Yeah, this doesn't seem to be the kind of author I would be interested in. But the kind of complexity you seem to be looking for is interestingly portrayed in the latest movie version of Superman...just saying. Zod has a REASON for what he does. And it does make him not ALL evil though he commits evil acts.
You speak to something deeper, though, I think which is why I tend to avoid overtly religious fiction altogether. It's the assumption that the Catholic reader - because she (or he?) is young - that she can't "handle" much more complexity or a challenge to her values least those values melt away. It's insulting, really. And is this religious fiction created in order to shelter these girls away from more mainstream forms of literature that might introduce those kinds of challenges? Meh.
But, of course, you realize...I enjoy and seek out those implicit arguments when I read literature. It's why I always seek out the religious beliefs of my author - usually, after I read the book and have suspicious about what they are trying to "sell" me.
I read on because I'm interested in her project--the fairy tale retellings and the impulse to write Catholic fiction. And she's a good storyteller. It's when she's too self-consciously moralizing or instructing that everything goes to hell in a handbasket.
Interestingly, this particular novel is being called "adult" rather than YA because it has themes that are considered too mature for a YA audience. The problem is, it doesn't read as "adult" literature at all. It reads very much like YA lit. So then there's the additional problem of shifting the genre because of the need to protect the child and warn the parents. So perhaps this subject matter should have been explored in an adult context rather than with teen characters.
I haven't read Rapunzel Let Down, but I think these are all valid criticisms of her books. I felt distinctly uncomfortable with her use of a Protestant homeschooling family in Rapunzel Let Down. It felt like a flat, stereotypical portrayal of Protestantism and problematic. I enjoy her books and I'm not generally as resistant to the flatness of her villains as you are. But yeah, I think letting them be more human and lifelike, letting her characters encounter real people instead of stereotypes, would strengthen the books.
I was rather surprised at how resistant I was-- I like that word by the way, very helpful-- how resistant I was to the idea of explicitly Catholic fiction. Even more so in the John Paul II High books she edits than in the fairytale novels.
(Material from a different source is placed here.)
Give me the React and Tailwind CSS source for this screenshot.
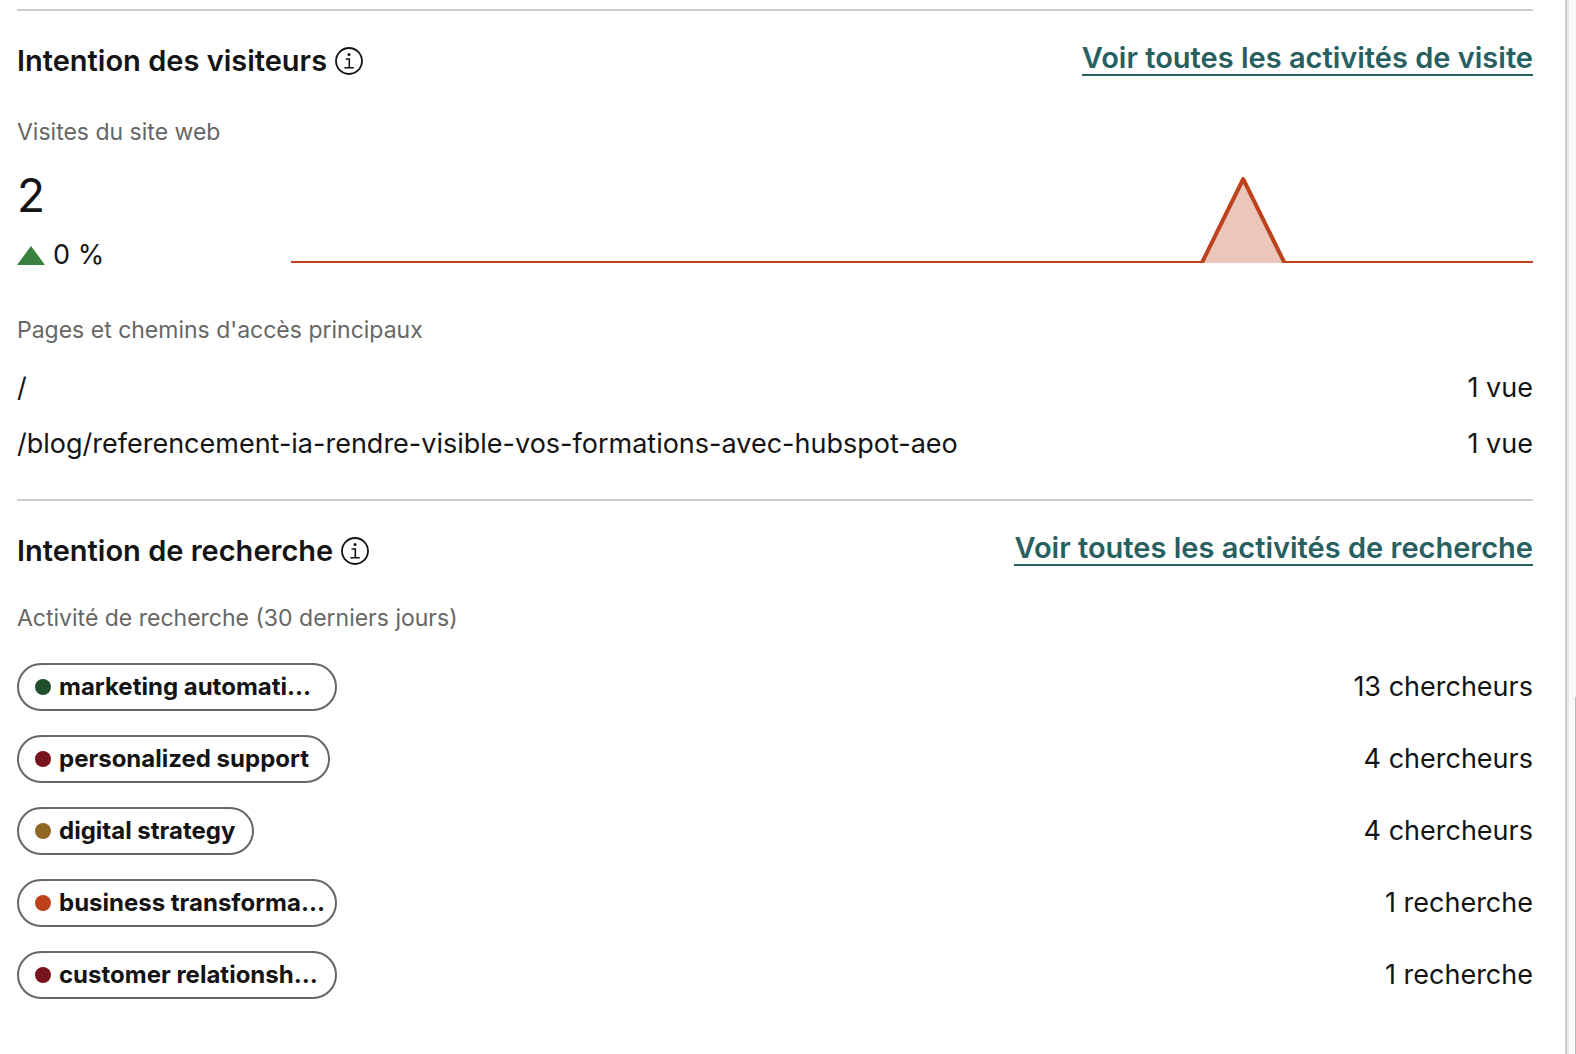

I do understand the impulse and in some ways I even kind of like it, but I'm also uncomfortable with it. In fact, I think I burned a bridge because when Regina sent me a review copy of the first JPII High book I couldn't review it until I'd written a post exploring my resistance to the idea of Catholic fiction. And my subsequent review also reflected my ambivalence. I'm kind of sad that after that I didn't hear from her again and I didn't receive any more review copies of her books. Maybe she's just not doing review copies. I hope it isn't that she just doesn't want to send them to someone who won't write glowing reviews because that would be rather disappointing. Even those books I found interesting and I'd definitely let older children read them. I'm just ambivalent about some aspects of them, generally the same kinds of concerns about stereotyping of non-Catholic characters which flattens out the moral engagement. Real world encounters are never with flat people and I think reading for young people, at least older teens, should reflect that kind of complexity. Fairy Tales are great for children whose sense of morality is black and white, but it is problematic if they as they mature they fail to learn to engage the world in more complex ways.
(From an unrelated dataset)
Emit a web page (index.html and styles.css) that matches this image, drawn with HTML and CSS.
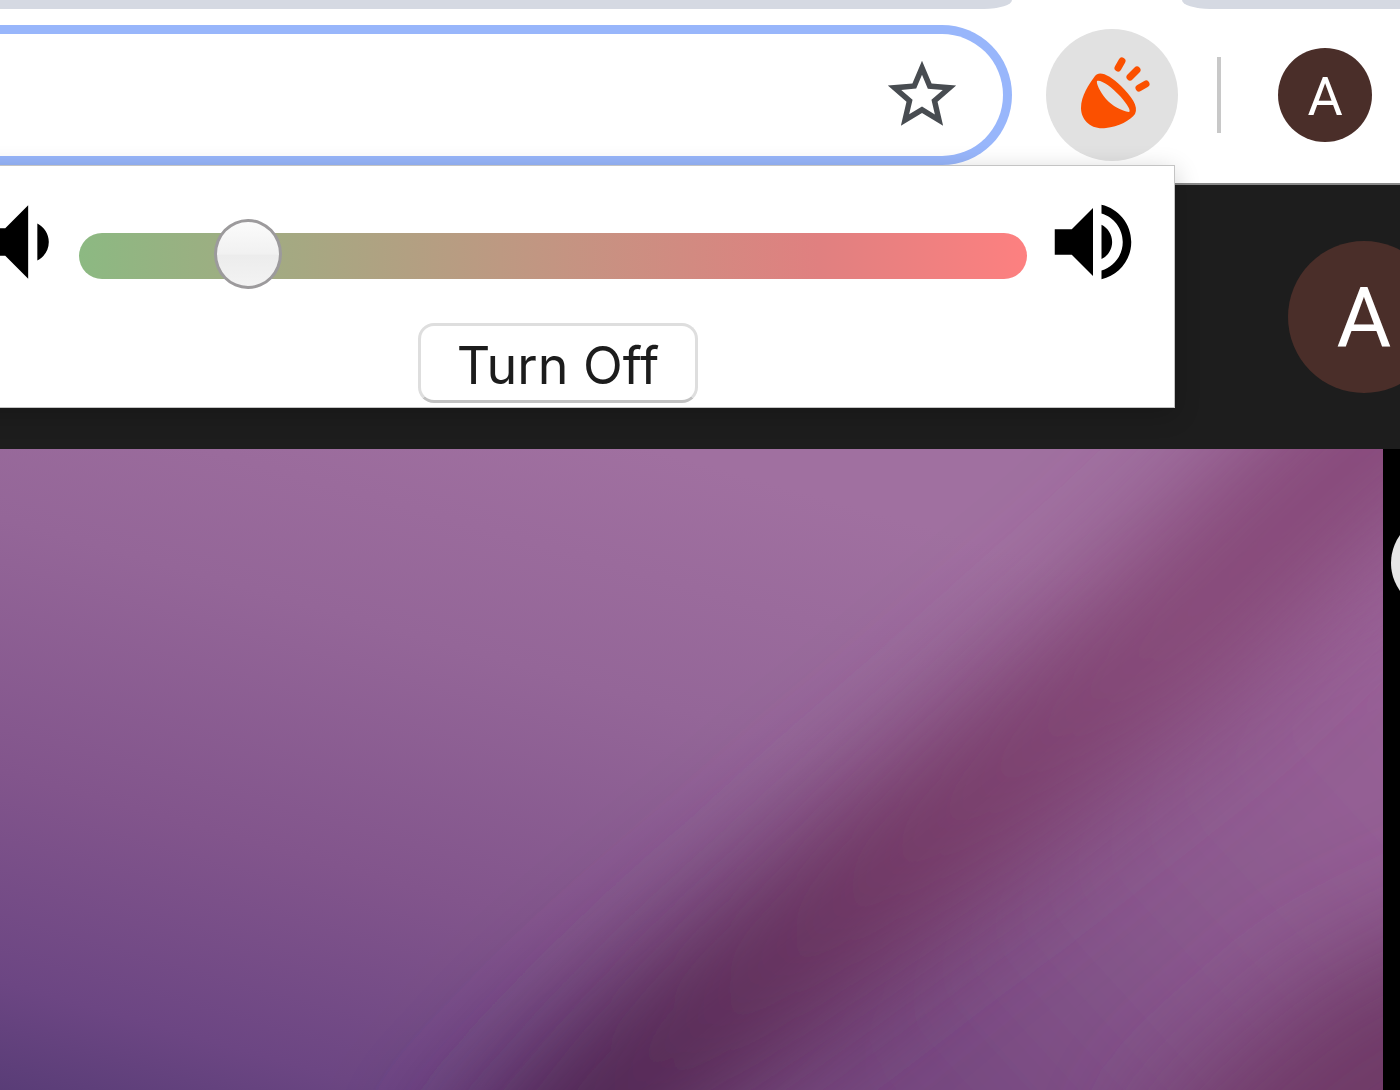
FILE: index.html
```html
<!DOCTYPE html>
<html lang="en">
<head>
    <meta charset="utf-8">
    <meta name="viewport" content="width=device-width, initial-scale=1.0">
    <title>Volume</title>
    <link rel="stylesheet" href="styles.css">
</head>
<body>
    <div class="tabs">
        <div class="tab tab-left"></div>
        <div class="tab tab-right"></div>
    </div>

    <div class="toolbar">
        <div class="address">
            <input class="address-input" type="text" aria-label="Address">
            <button class="star" aria-label="Bookmark">
                <svg viewBox="0 0 24 24"><path d="M22 9.24l-7.19-.62L12 2 9.19 8.63 2 9.24l5.46 4.73L5.82 21 12 17.27 18.18 21l-1.63-7.03L22 9.24zM12 15.4l-3.76 2.27 1-4.28-3.32-2.88 4.38-.38L12 6.1l1.71 4.04 4.38.38-3.32 2.88 1 4.28L12 15.4z"/></svg>
            </button>
        </div>
        <button class="extension" aria-label="Volume extension">
            <svg viewBox="0 0 132 132">
                <path fill-rule="evenodd" d="M49 47C53 41 64 46 75 57C85 67 93 77 89 85C85 91 72 98 60 99C45 101 35 91 35 79C35 67 43 55 49 47ZM51 52C54 50 65 57 74 67C82 76 85 82 83 83C76 82 66 77 60 70C54 63 50 54 51 52Z"/>
                <path class="rays" d="M76 32L72 39M91 41L84 48M100 55L93 59"/>
            </svg>
        </button>
        <span class="divider"></span>
        <button class="avatar">A</button>

        <div class="popup">
            <div class="volume">
                <svg class="low" viewBox="0 0 24 24"><path d="M18.5 12c0-1.77-1.02-3.29-2.5-4.03v8.05c1.48-.73 2.5-2.25 2.5-4.02zM5 9v6h4l5 5V4L9 9H5z"/></svg>
                <input class="slider" type="range" min="0" max="650" value="100" aria-label="Volume">
                <svg class="high" viewBox="0 0 24 24"><path d="M3 9v6h4l5 5V4L7 9H3zm13.5 3c0-1.77-1.02-3.29-2.5-4.03v8.05c1.48-.73 2.5-2.25 2.5-4.02zM14 3.23v2.06c2.89.86 5 3.54 5 6.71s-2.11 5.85-5 6.71v2.06c4.01-.91 7-4.49 7-8.77s-2.99-7.86-7-8.77z"/></svg>
            </div>
            <button class="turn-off">Turn Off</button>
        </div>
    </div>

    <div class="site-header">
        <button class="avatar avatar-big">A</button>
    </div>

    <div class="content">
        <svg class="art" viewBox="0 0 1383 640" preserveAspectRatio="none">
            <defs>
                <linearGradient id="base" gradientUnits="userSpaceOnUse" x1="440" y1="-60" x2="220" y2="720">
                    <stop offset="0" stop-color="#a070a0"/>
                    <stop offset=".3" stop-color="#946698"/>
                    <stop offset=".6" stop-color="#82558c"/>
                    <stop offset=".85" stop-color="#6c4683"/>
                    <stop offset="1" stop-color="#563b75"/>
                </linearGradient>
                <linearGradient id="right" gradientUnits="userSpaceOnUse" x1="1383" y1="200" x2="900" y2="640">
                    <stop offset="0" stop-color="#996197"/>
                    <stop offset=".5" stop-color="#8a598e"/>
                    <stop offset="1" stop-color="#74477f"/>
                </linearGradient>
                <linearGradient id="band" gradientUnits="userSpaceOnUse" x1="1383" y1="0" x2="590" y2="640">
                    <stop offset="0" stop-color="#87487a"/>
                    <stop offset=".3" stop-color="#854877"/>
                    <stop offset=".6" stop-color="#743a66"/>
                    <stop offset="1" stop-color="#502852"/>
                </linearGradient>
                <filter id="soft" filterUnits="userSpaceOnUse" x="-300" y="-300" width="2000" height="1300">
                    <feGaussianBlur stdDeviation="55"/>
                </filter>
            </defs>
            <rect width="1383" height="640" fill="url(#base)"/>
            <path d="M1600 20L1170 195L956 380L813 490L600 660L450 900H1600Z" fill="url(#right)" filter="url(#soft)"/>
            <path d="M1530 -120L1363 0L1165 190L1060 277L952 368L880 424L812 483L742 538L668 600L600 660L490 780" fill="none" stroke="url(#band)" stroke-width="170" filter="url(#soft)"/>
            <path d="M1600 400L1320 530L1160 670L1100 900H1600Z" fill="#703b67" filter="url(#soft)"/>
        </svg>
        <div class="side">
            <button class="side-button" aria-label="Next"></button>
        </div>
    </div>
</body>
</html>
```

FILE: styles.css
```css
* {
    box-sizing: border-box;
}
body {
    margin: 0;
    min-height: 100vh;
    display: flex;
    flex-direction: column;
    font-family: Roboto, sans-serif;
    background: #000;
    overflow: hidden;
}
button {
    padding: 0;
    border: 0;
    background: none;
    flex-shrink: 0;
}
svg {
    display: block;
    flex-shrink: 0;
}

/* browser bar */
.tabs {
    display: flex;
    gap: 170px;
    height: 9px;
    background: #fff;
}
.tab {
    background: #d5d9e2;
}
.tab-left {
    flex: 1;
    border-radius: 0 0 28px 0 / 0 0 9px 0;
}
.tab-right {
    width: 218px;
    border-radius: 0 0 0 28px / 0 0 0 9px;
}
.toolbar {
    position: relative;
    display: flex;
    align-items: center;
    height: 176px;
    padding: 0 28px 2px 0;
    background: #fff;
    border-bottom: 2px solid #8a8a8a;
}
.address {
    flex: 1;
    display: flex;
    align-items: center;
    height: 140px;
    padding-right: 40px;
    border: 9px solid #98b6fb;
    border-left: 0;
    border-radius: 0 70px 70px 0;
}
.address-input {
    flex: 1;
    min-width: 0;
    height: 100%;
    padding: 0 24px;
    border: 0;
    outline: 0;
    font-size: 52px;
    background: none;
}
.star svg {
    width: 82px;
    height: 82px;
    fill: #484c51;
}
.extension {
    margin-left: 34px;
    width: 132px;
    height: 132px;
    border-radius: 50%;
    background: #e1e1e1;
}
.extension svg {
    fill: #fb5000;
}
.rays {
    stroke: #fb5000;
    stroke-width: 7;
    stroke-linecap: round;
}
.divider {
    width: 4px;
    height: 76px;
    margin: 0 57px 0 39px;
    background: #c8c8c8;
}
.avatar {
    width: 94px;
    height: 94px;
    padding-top: 4px;
    border-radius: 50%;
    font-family: Roboto, sans-serif;
    font-size: 54px;
    line-height: 1;
    color: #fff;
    background: #4a2e29;
}

/* extension popup */
.popup {
    position: absolute;
    z-index: 1;
    top: 156px;
    left: -59px;
    right: 225px;
    padding: 21px 0 4px;
    display: flex;
    flex-direction: column;
    align-items: center;
    gap: 26px;
    background: #fff;
    border: 1px solid #c4c4c4;
    box-shadow: 0 6px 24px rgba(0, 0, 0, .2);
}
.volume {
    align-self: stretch;
    display: flex;
    align-items: center;
    padding: 0 30px 0 22px;
}
.low {
    width: 110px;
    height: 110px;
}
.high {
    width: 102px;
    height: 102px;
}
.slider {
    -webkit-appearance: none;
    appearance: none;
    flex: 1;
    min-width: 0;
    height: 46px;
    margin: 28px 15px 0 5px;
    border-radius: 23px;
    background: linear-gradient(to right, #8cb982, #c39582 50%, #e08080 78%, #fd8080);
}
.slider::-webkit-slider-runnable-track {
    height: 46px;
}
.slider::-webkit-slider-thumb {
    -webkit-appearance: none;
    width: 68px;
    height: 70px;
    margin-top: -14px;
    border: 3px solid #9c9a9c;
    border-radius: 50%;
    background: linear-gradient(#fbfbfb, #f1f1f1 50%, #ececec 52%, #f3f3f3);
}
.turn-off {
    width: 280px;
    height: 80px;
    padding-top: 6px;
    border: 3px solid #dedede;
    border-bottom-color: #c2c2c2;
    border-radius: 16px;
    font-family: Inter, sans-serif;
    font-size: 52px;
    line-height: 1;
    color: #1c1c1c;
    background: #fff;
}

/* page under the toolbar */
.site-header {
    display: flex;
    justify-content: flex-end;
    align-items: center;
    height: 264px;
    background: #1d1d1d;
}
.avatar-big {
    width: 152px;
    height: 152px;
    margin-right: -40px;
    font-size: 84px;
}
.content {
    flex: 1;
    display: flex;
    min-height: 0;
}
.art {
    flex: 1;
    min-width: 0;
    height: 641px;
}
.side {
    width: 17px;
    padding: 66px 0 0 8px;
    overflow: hidden;
    background: #000;
}
.side-button {
    width: 96px;
    height: 96px;
    border-radius: 50%;
    background: #e6e6e6;
}
```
I think one of the dangers in writing specifically Catholic fiction is that the message/content trumps every other consideration. The books are good because they say good things or come from the right side. And if that's what Catholic fiction is, then there really isn't room for a negative review. I haven't seen many. I'm reminded of C. S. Lewis's "On Fairy Stories" when Lewis considers how to write a story--and for what reason. And conscious moralizing doesn't tend to work.
I did go searching last night for other reviews of Rapunzel Let Down just to see how much of an anomaly my reading was. It has bothered me quite a bit that the obvious flaws in the books have been ignored. They are mostly glowing, but I found this:
"The nature of the book as a fairy tale retelling does mean that some of the characters are rather less nuanced in their moral position than Hermes. The villain, though given a tragic backstory to explain the logic behind her warped actions, might have better served a story set in the modern world if she had come across in shades of grey. The positions she adopts are always extremes. Though women such as her do exist, contemporary audiences tend to respond with more enthusiasm to villains who show themselves conflicted. Dismissing the villain and her views is all too easy when they seem like parodies of the beliefs many people actually hold."
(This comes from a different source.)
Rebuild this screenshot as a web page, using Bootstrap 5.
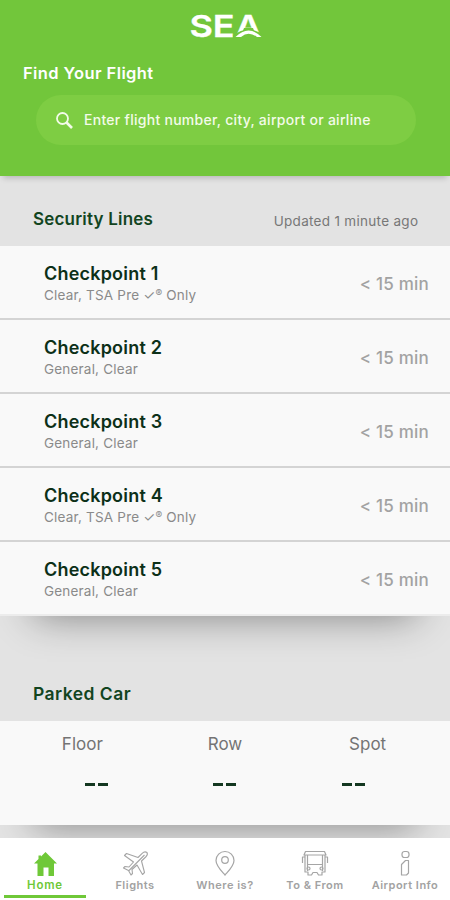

http://pagesunbound.wordpress.com/2013/06/01/rapunzel-let-down-by-regina-doman/
But even here, the real criticism seems to be of the audience: "contemporary audiences tend to respond with more enthusiasm to villains who show themselves conflicted." It's the fault of the contemporary audience that the villians pose a problem. I don't expect a Magneto. But the issue is that people are complex.
The other issue (that I didn't really mention before) is that this is a really uninformed and exterme representation of feminism. It can't be taken seriously on any level except as parody. It really fails to consider how many women actually consider themselves feminist.
Yes, I'd much rather read really good fairy tale novels written by a Catholic who lets her worldview inform the way she looks at people and situations than Catholic Fairy Tale Novels. I guess it's a matter of emphasis, but I do think that emphasis makes a difference.
I think it was Joseph Pearce in one of his lectures on Tolkien who said that it is a temptation, but also a mistake, to let the message dominate one's artistic gift. It warps and twists the gift and frustrates the workings of the gift. If you believe that your artistic gift comes from God and that you are serving God by using it, then you should trust that the story you need to tell will convey God's message integrally because of who you are and where your gift comes from. If however you become distracted by the message and fail to trust the gift and the story, then that weakens the story.